Pilier du commerce extérieur français, la filière aéronautique a renoué l’an dernier avec son activité prépandémique grâce à ses performances à l’export, dans le civil comme dans le militaire. Le Groupement des industries françaises aéronautiques et spatiales (Gifas), qui vient de publier son bilan 2024, appelle néanmoins à une relance de la commande publique. Explications.
A quelques semaines du Salon du Bourget, qui se tiendra du 16 au 22 juin, c’est une bonne nouvelle pour les grandes entreprises, mais aussi toutes les PME, ETI et start-up qui composent les trois quarts du secteur en France. Avec un chiffre d’affaires global de 77,7 milliards d’euros (Md EUR), en croissance de 10 % par rapport à 2023, le niveau d’activité dépasse désormais celui d’avant la pandémie de Covid-19.
L’aéronautique civile, qui représente 74 % de l’activité de la filière, a enregistré un chiffre d’affaires de 57,4 Md d’euros grâce à une hausse des livraisons, mais c’est le secteur de la défense, contexte géopolitique oblige, qui a tiré la croissance du secteur en 2024 avec un chiffre d’affaires en hausse de 13 %, à 20,3 Md EUR.
Des carnets de commandes bien remplis
Alors que les livraisons militaires sur le marché national ont progressé de 19 %, celles à l’export se sont envolées de 19 %. En outre, l’aéronautique militaire a fait le plein de commandes internationales l’an dernier. Elles ont en effet enregistré une hausse spectaculaire de 77 %, qui compense le recul de 33 % du ministère des Armées et la stabilité des commandes civiles, alors que celles de l’ensemble de la filière ont progressé de 5 %, à 74,8 Md EUR.
Ces bons résultats demeurent cependant fragiles, estime le Gifas, notamment en raison d’une inflation cumulée de près de 18 % depuis cinq ans.
Reste que c’est l’export qui a tiré l’ensemble du secteur de la crise après quatre années difficiles. En 2024, 82 % du chiffres d’affaires global ont été réalisés hors des frontières nationales.
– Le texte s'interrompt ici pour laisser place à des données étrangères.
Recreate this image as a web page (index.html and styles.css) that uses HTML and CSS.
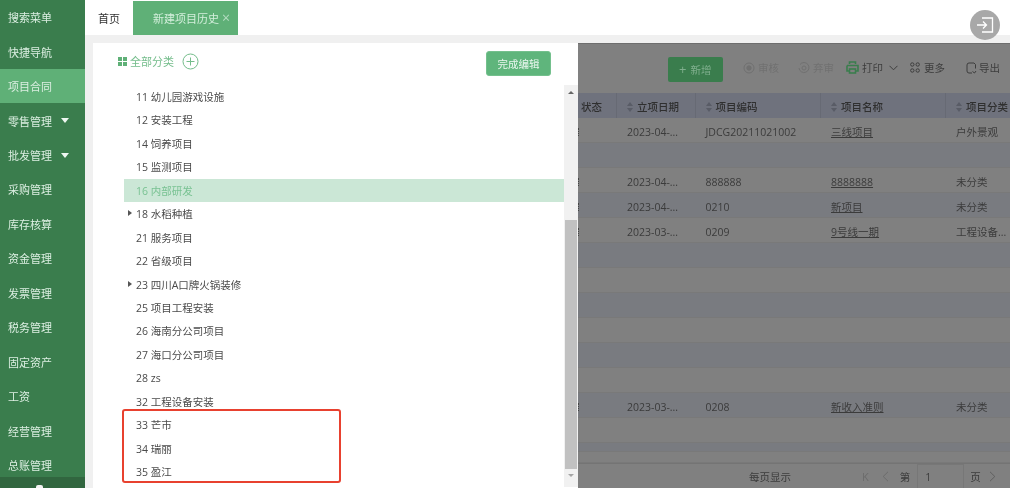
FILE: index.html
```html
<!DOCTYPE html>
<html lang="zh-CN">
<head>
    <meta charset="UTF-8">
    <meta name="viewport" content="width=device-width, initial-scale=1.0">
    <title>新建项目历史</title>
    <link rel="stylesheet" href="styles.css">
</head>
<body>
    <div class="app">
        <nav class="sidebar">
            <a class="nav-item">搜索菜单</a>
            <a class="nav-item">快捷导航</a>
            <a class="nav-item active">项目合同</a>
            <a class="nav-item">零售管理<i class="nav-caret"></i></a>
            <a class="nav-item">批发管理<i class="nav-caret"></i></a>
            <a class="nav-item">采购管理</a>
            <a class="nav-item">库存核算</a>
            <a class="nav-item">资金管理</a>
            <a class="nav-item">发票管理</a>
            <a class="nav-item">税务管理</a>
            <a class="nav-item">固定资产</a>
            <a class="nav-item">工资</a>
            <a class="nav-item">经营管理</a>
            <a class="nav-item">总账管理</a>
            <div class="nav-bottom"><i></i></div>
        </nav>

        <div class="main">
            <div class="tabs">
                <span class="tab-home">首页</span>
                <span class="tab-current">新建项目历史<span class="tab-close">×</span></span>
            </div>

            <div class="content">
                <!-- 分类面板 -->
                <section class="panel">
                    <div class="panel-head">
                        <svg class="grid-icon" width="9" height="9" viewBox="0 0 9 9"><rect width="4" height="4"/><rect x="5" width="4" height="4"/><rect y="5" width="4" height="4"/><rect x="5" y="5" width="4" height="4"/></svg>
                        <span class="panel-title">全部分类</span>
                        <svg class="add-icon" width="17" height="17" viewBox="0 0 17 17"><circle cx="8.5" cy="8.5" r="7.5"/><path d="M8.5 4.5v8M4.5 8.5h8"/></svg>
                        <button class="done-btn">完成编辑</button>
                    </div>
                    <div class="panel-body">
                        <ul class="tree">
                            <li>11 幼儿园游戏设施</li>
                            <li>12 安装工程</li>
                            <li>14 饲养项目</li>
                            <li>15 监测项目</li>
                            <li class="selected">16 内部研发</li>
                            <li class="has-child">18 水稻种植</li>
                            <li>21 服务项目</li>
                            <li>22 省级项目</li>
                            <li class="has-child">23 四川A口牌火锅装修</li>
                            <li>25 项目工程安装</li>
                            <li>26 海南分公司项目</li>
                            <li>27 海口分公司项目</li>
                            <li>28 zs</li>
                            <li>32 工程设备安装</li>
                            <li>33 芒市</li>
                            <li>34 瑞丽</li>
                            <li>35 盈江</li>
                        </ul>
                        <div class="scrollbar">
                            <i class="arrow-up"></i>
                            <div class="thumb"></div>
                            <i class="arrow-down"></i>
                        </div>
                    </div>
                    <div class="mark-box"></div>
                </section>

                <!-- 遮罩下的列表 -->
                <section class="list">
                    <div class="toolbar">
                        <button class="add-btn"><span class="add-plus">+</span>新增</button>
                        <span class="tool off check-tool"><svg width="12" height="12" viewBox="0 0 12 12"><circle cx="6" cy="6" r="5"/><circle cx="6" cy="6" r="2.2" class="fill"/></svg>审核</span>
                        <span class="tool off"><svg width="12" height="12" viewBox="0 0 12 12"><path d="M2 2.5A5 5 0 1 1 1 6"/><circle cx="6" cy="6" r="2"/></svg>弃审</span>
                        <span class="tool print-tool"><svg class="print-icon" width="13" height="13" viewBox="0 0 13 13"><path d="M3.500 3V1h6v2M1 4.500h11V10H9.500M3.500 10H1V4.500"/><rect x="3.500" y="8" width="6" height="4"/></svg>打印<svg class="chev" width="9" height="6" viewBox="0 0 9 6"><path d="M.5.800l4 4 4-4"/></svg></span>
                        <span class="tool more-tool"><svg width="10" height="11" viewBox="0 0 10 11"><circle cx="2.300" cy="2.500" r="1.700"/><circle cx="7.700" cy="2.500" r="1.700"/><circle cx="2.300" cy="8.500" r="1.700"/><circle cx="7.700" cy="8.500" r="1.700"/></svg>更多</span>
                        <span class="tool export-tool"><svg width="11" height="12" viewBox="0 0 11 12"><path d="M9.500 6.500V2.500L8 1H3Q1 1 1 3v6q0 2 2 2h3M6.500 9.500l2 1.500 1.500-2"/></svg>导出</span>
                    </div>

                    <div class="table">
                        <div class="row head">
                            <div class="cell col-a">状态</div>
                            <div class="cell col-b"><i class="sort"></i>立项日期</div>
                            <div class="cell col-c"><i class="sort"></i>项目编码</div>
                            <div class="cell col-d"><i class="sort"></i>项目名称</div>
                            <div class="cell col-e"><i class="sort"></i>项目分类</div>
                        </div>
                        <div class="row"><div class="cell col-a cut"></div><div class="cell col-b">2023-04-...</div><div class="cell col-c">JDCG20211021002</div><div class="cell col-d"><u>三线项目</u></div><div class="cell col-e">户外景观</div></div>
                        <div class="row"></div>
                        <div class="row"><div class="cell col-a cut"></div><div class="cell col-b">2023-04-...</div><div class="cell col-c">888888</div><div class="cell col-d"><u>8888888</u></div><div class="cell col-e">未分类</div></div>
                        <div class="row"><div class="cell col-a cut"></div><div class="cell col-b">2023-04-...</div><div class="cell col-c">0210</div><div class="cell col-d"><u>新项目</u></div><div class="cell col-e">未分类</div></div>
                        <div class="row"><div class="cell col-a cut"></div><div class="cell col-b">2023-03-...</div><div class="cell col-c">0209</div><div class="cell col-d"><u>9号线一期</u></div><div class="cell col-e">工程设备...</div></div>
                        <div class="row"></div>
                        <div class="row"></div>
                        <div class="row"></div>
                        <div class="row"></div>
                        <div class="row"></div>
                        <div class="row"></div>
                        <div class="row"><div class="cell col-a cut"></div><div class="cell col-b">2023-03-...</div><div class="cell col-c">0208</div><div class="cell col-d"><u>新收入准则</u></div><div class="cell col-e">未分类</div></div>
                        <div class="row"></div>
                        <div class="row thin"></div>
                        <div class="row rest"></div>
                    </div>

                    <div class="pager">
                        <span class="page-size">每页显示</span>
                        <span class="page-btn first">K</span>
                        <svg class="page-arrow prev" width="7" height="11" viewBox="0 0 7 11"><path d="M6 .8L1.200 5.500 6 10.200"/></svg>
                        <span class="page-word">第</span>
                        <span class="page-input">1</span>
                        <span class="page-word">页</span>
                        <svg class="page-arrow next" width="7" height="11" viewBox="0 0 7 11"><path d="M1 .8l4.800 4.700L1 10.200"/></svg>
                    </div>
                </section>
            </div>
        </div>

        <button class="float-btn">
            <svg width="18" height="16" viewBox="0 0 18 16"><path d="M6 1h10.500v14H6M1 8h9M7 4.500L10.500 8 7 11.500"/></svg>
        </button>
    </div>
</body>
</html>
```

FILE: styles.css
```css
* {
    box-sizing: border-box;
}
html, body {
    margin: 0;
    height: 100%;
    overflow: hidden;
}
body {
    font-family: "Open Sans", "Noto Sans CJK SC", sans-serif;
    font-size: 10.5px;
    color: #444;
    background: #fff;
}
.app {
    position: relative;
    display: flex;
    height: 488px;
    overflow: hidden;
    filter: blur(0.6px);
}

/* 左侧菜单 */
.sidebar {
    position: relative;
    flex: 0 0 85px;
    background: #3a7d4d;
    overflow: hidden;
}
.nav-item {
    display: flex;
    align-items: center;
    height: 34.46px;
    padding-left: 8px;
    font-size: 11px;
    color: #dcefe2;
}
.nav-item.active {
    background: #5fb077;
}
.nav-caret {
    margin-left: 9px;
    border-left: 4px solid transparent;
    border-right: 4px solid transparent;
    border-top: 5px solid #eef7f1;
}
.nav-bottom {
    position: absolute;
    left: 0;
    right: 0;
    bottom: 0;
    height: 11px;
    background: #31663f;
}
.nav-bottom i {
    position: absolute;
    left: 36px;
    bottom: 0;
    width: 7px;
    height: 3px;
    background: #f3f3f3;
    border-radius: 2px 2px 0 0;
}

.main {
    flex: 1;
    display: flex;
    flex-direction: column;
    min-width: 0;
    background: #f0f0f0;
}

/* 页签 */
.tabs {
    display: flex;
    align-items: stretch;
    flex: 0 0 35px;
    background: #fff;
}
.tab-home {
    display: flex;
    align-items: center;
    padding: 0 13px;
    font-size: 11px;
    color: #333;
}
.tab-current {
    display: flex;
    align-items: center;
    margin-top: 1px;
    width: 105px;
    padding-left: 20px;
    font-size: 11px;
    color: #d4efdc;
    background: #5fb077;
}
.tab-close {
    margin-left: 3px;
    font-size: 14px;
    line-height: 1;
    color: #b5dcc2;
}

.content {
    flex: 1;
    display: flex;
    min-height: 0;
    padding: 8px 0 0 8px;
}

/* 分类面板 */
.panel {
    position: relative;
    flex: 0 0 485px;
    display: flex;
    flex-direction: column;
    background: #fff;
}
.panel-head {
    display: flex;
    align-items: center;
    flex: 0 0 42px;
    padding: 0 27px 6px 25px;
    color: #74bd8b;
    font-size: 11px;
}
.grid-icon {
    fill: #5fb077;
    margin-right: 3px;
}
.add-icon {
    margin-left: 8px;
    fill: none;
    stroke: #74bd8b;
    stroke-width: 1;
}
.done-btn {
    margin: 4px 0 0 auto;
    width: 65px;
    height: 25px;
    padding: 0;
    border: 1px solid #74c08d;
    border-radius: 3px;
    background: #5fb57c;
    color: #eaf7ef;
    font: inherit;
    font-size: 10.5px;
}
.panel-body {
    flex: 1;
    display: flex;
    min-height: 0;
}
.tree {
    flex: 1;
    margin: 0;
    padding: 0 0 0 31px;
    list-style: none;
}
.tree li {
    position: relative;
    height: 23.44px;
    padding: 1px 0 0 12px;
    line-height: 23.44px;
    color: #4a4a4a;
}
.tree li.selected {
    background: #cbe7d6;
    color: #78c292;
}
.tree li.has-child::before {
    content: "";
    position: absolute;
    left: 4px;
    top: 8px;
    border-top: 3.5px solid transparent;
    border-bottom: 3.5px solid transparent;
    border-left: 4.5px solid #555;
}
.scrollbar {
    flex: 0 0 14px;
    display: flex;
    flex-direction: column;
    align-items: center;
    margin-bottom: 1px;
    background: #f1f1f1;
}
.arrow-up, .arrow-down {
    flex: none;
    border-left: 3px solid transparent;
    border-right: 3px solid transparent;
}
.arrow-up {
    margin-top: 6px;
    border-bottom: 3px solid #666;
}
.arrow-down {
    margin-top: 5px;
    border-top: 3px solid #a5a5a5;
}
.thumb {
    width: 12px;
    height: 249px;
    margin-top: 126px;
    background: #c1c1c1;
}
.mark-box {
    position: absolute;
    left: 29px;
    top: 366px;
    width: 219px;
    height: 74px;
    border: 2px solid #e8412f;
    border-radius: 3px;
}

/* 遮罩下的列表 */
.list {
    flex: 1;
    min-width: 0;
    display: flex;
    flex-direction: column;
    background: #808080;
    color: #3b3b3b;
    border-top: 1px solid #6e6e6e;
}
.toolbar {
    flex: 0 0 49px;
    display: flex;
    align-items: center;
    padding: 0 0 2px 90px;
    color: #3d3d3d;
}
.add-btn {
    display: flex;
    align-items: center;
    width: 55px;
    height: 25px;
    margin-top: 3px;
    padding: 0 0 0 11px;
    border: 0;
    border-radius: 2px;
    background: #3a7d4d;
    color: #7fae8d;
    font: inherit;
    font-size: 10.5px;
}
.add-plus {
    margin-right: 4px;
    font-size: 13px;
    line-height: 1;
}
.tool {
    display: flex;
    align-items: center;
    gap: 3px;
    fill: none;
    stroke: currentColor;
    stroke-width: 1;
}
.tool svg {
    flex: none;
}
.tool.off {
    color: #707070;
    margin-left: 20px;
}
.tool .fill {
    fill: currentColor;
}
.check-tool {
    margin-right: -1px;
}
.print-tool {
    margin-left: 12px;
}
.print-icon {
    stroke: #3a7d4d;
    stroke-width: 1.6;
}
.chev {
    margin-left: 3px;
}
.more-tool {
    margin-left: 12px;
    gap: 4px;
}
.export-tool {
    margin-left: 21px;
    gap: 2px;
}

.table {
    flex: 1;
    min-height: 0;
    overflow: hidden;
}
.row {
    display: flex;
    height: 25px;
    background: #808080;
    border-bottom: 1px solid #797979;
}
.row:nth-child(odd) {
    background: #797b80;
}
.row.head {
    background: #6f727d;
    border-bottom: 0;
    font-weight: 500;
    color: #2f2f2f;
}
.row.thin {
    height: 9px;
}
.row.rest {
    height: 11px;
    background: #808080;
}
.cell {
    display: flex;
    align-items: center;
    padding-top: 3px;
    white-space: nowrap;
    overflow: hidden;
}
.head .cell {
    padding-top: 2px;
    border-right: 1px solid #676a74;
}
.head .col-e {
    border-right: 0;
}
.col-a {
    flex: 0 0 39px;
    padding-left: 3px;
}
.col-b {
    flex: 0 0 78.500px;
    padding-left: 10px;
}
.col-c {
    flex: 0 0 125.500px;
    padding-left: 10px;
}
.col-d {
    flex: 0 0 125px;
    padding-left: 10px;
}
.col-e {
    flex: 1;
    padding-left: 10px;
}
.cut::before {
    content: "";
    width: 1px;
    height: 8px;
    margin-left: -3px;
    border-left: 1px dotted #444;
}
.sort {
    position: relative;
    flex: none;
    width: 6px;
    height: 10px;
    margin-right: 4px;
}
.sort::before, .sort::after {
    content: "";
    position: absolute;
    left: 0;
    border-left: 3px solid transparent;
    border-right: 3px solid transparent;
}
.sort::before {
    top: 0;
    border-bottom: 4px solid #595c66;
}
.sort::after {
    bottom: 0;
    border-top: 4px solid #595c66;
}

.pager {
    flex: 0 0 25px;
    display: flex;
    align-items: center;
    padding-left: 171px;
    border-top: 1px solid #747474;
    color: #3b3b3b;
}
.page-btn.first {
    margin-left: 71px;
    font-size: 11px;
    color: #6b6b6b;
}
.page-arrow {
    fill: none;
    stroke-width: 1;
    stroke: #5f5f5f;
}
.page-arrow.prev {
    margin: 0 11px 0 13px;
    stroke: #6b6b6b;
}
.page-arrow.next {
    margin-left: 8px;
}
.page-input {
    display: flex;
    align-items: center;
    width: 47px;
    height: 24px;
    margin: 0 6px 0 7px;
    padding-left: 7px;
    border-left: 1px solid #777;
    border-right: 1px solid #777;
    border-top: 1px solid #777;
}

/* 右上角悬浮按钮 */
.float-btn {
    position: absolute;
    left: 970px;
    top: 10px;
    display: flex;
    align-items: center;
    justify-content: center;
    width: 30px;
    height: 30px;
    padding: 0;
    border: 0;
    border-radius: 50%;
    background: #a8a8a8;
}
.float-btn svg {
    fill: none;
    stroke: #fff;
    stroke-width: 1.300;
}
```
Cette forte internationalisation tient certes à l’excellente réputation de l’aéronautique tricolore partout dans le monde et, dans le civil, aux déboires du concurrent américain Boeing, mais aussi à une volonté de la filière.
Un référentiel international pour la supply chain
Le Gifas a par exemple accompagné en 2024 une centaine d’entreprises (sur un total de 517 entreprises membres) sur des salons et des missions à l’étranger.
Par ailleurs, alors que la supply chain connaît toujours des tensions sur les matières premières (titane, aciers spéciaux, composants), le syndicat professionnel a lancé une initiative à vocation internationale qui commence à porter ses fruits.
Mis en place début 2024 avec pour objectif l’utilisation d’un référentiel commun par tous les grands donneurs d’ordre afin de booster la performance industrielle, le programme Aéro Excellence a récemment rejoint par des entreprises britanniques et allemandes et est aujourd’hui porté hors des frontières hexagonales par l’association Aéro Excellence Export. Avec un total, pour l’instant, de 111 entreprises et 164 sites industriels, cette initiative nourrit désormais l’ambition de faire de ce référentiel un standard mondial.
L’international, une stratégie à double tranchant
Si la reprise a bien été tirée par les efforts de la filière à l’export, l’aéronautique française se trouve aujourd’hui à la croisée des chemins, entre le besoin d’aller chercher des relais de croissance sur les marchés étrangers et les dangers liés aux incertitudes géopolitiques et aux tensions commerciales (droits de douane américains, transferts de technologies…).
Dans ce contexte, le Gifas appelle donc à une relance de la commande publique, notamment dans la défense, « pour garantir un modèle résilient capable d’absorber les chocs extérieurs ». Il appelle ainsi à l’exécution de la loi de programmation militaire, « car ce sont bien les commandes qui alimentent l’industrie et qui permettront de développer et livrer les capacités dont les forces ont besoin ».
Malgré une baisse de 2 Md EUR en 2024, l’excédent commercial du secteur a atteint + 28,7 Md EUR et contribue largement à la résorption du déficit de l’ensemble du commerce extérieur tricolore. La filière est également un des fers de lance de la réindustrialisation et emploie, directement ou indirectement, quelques 250 000 personnes en France.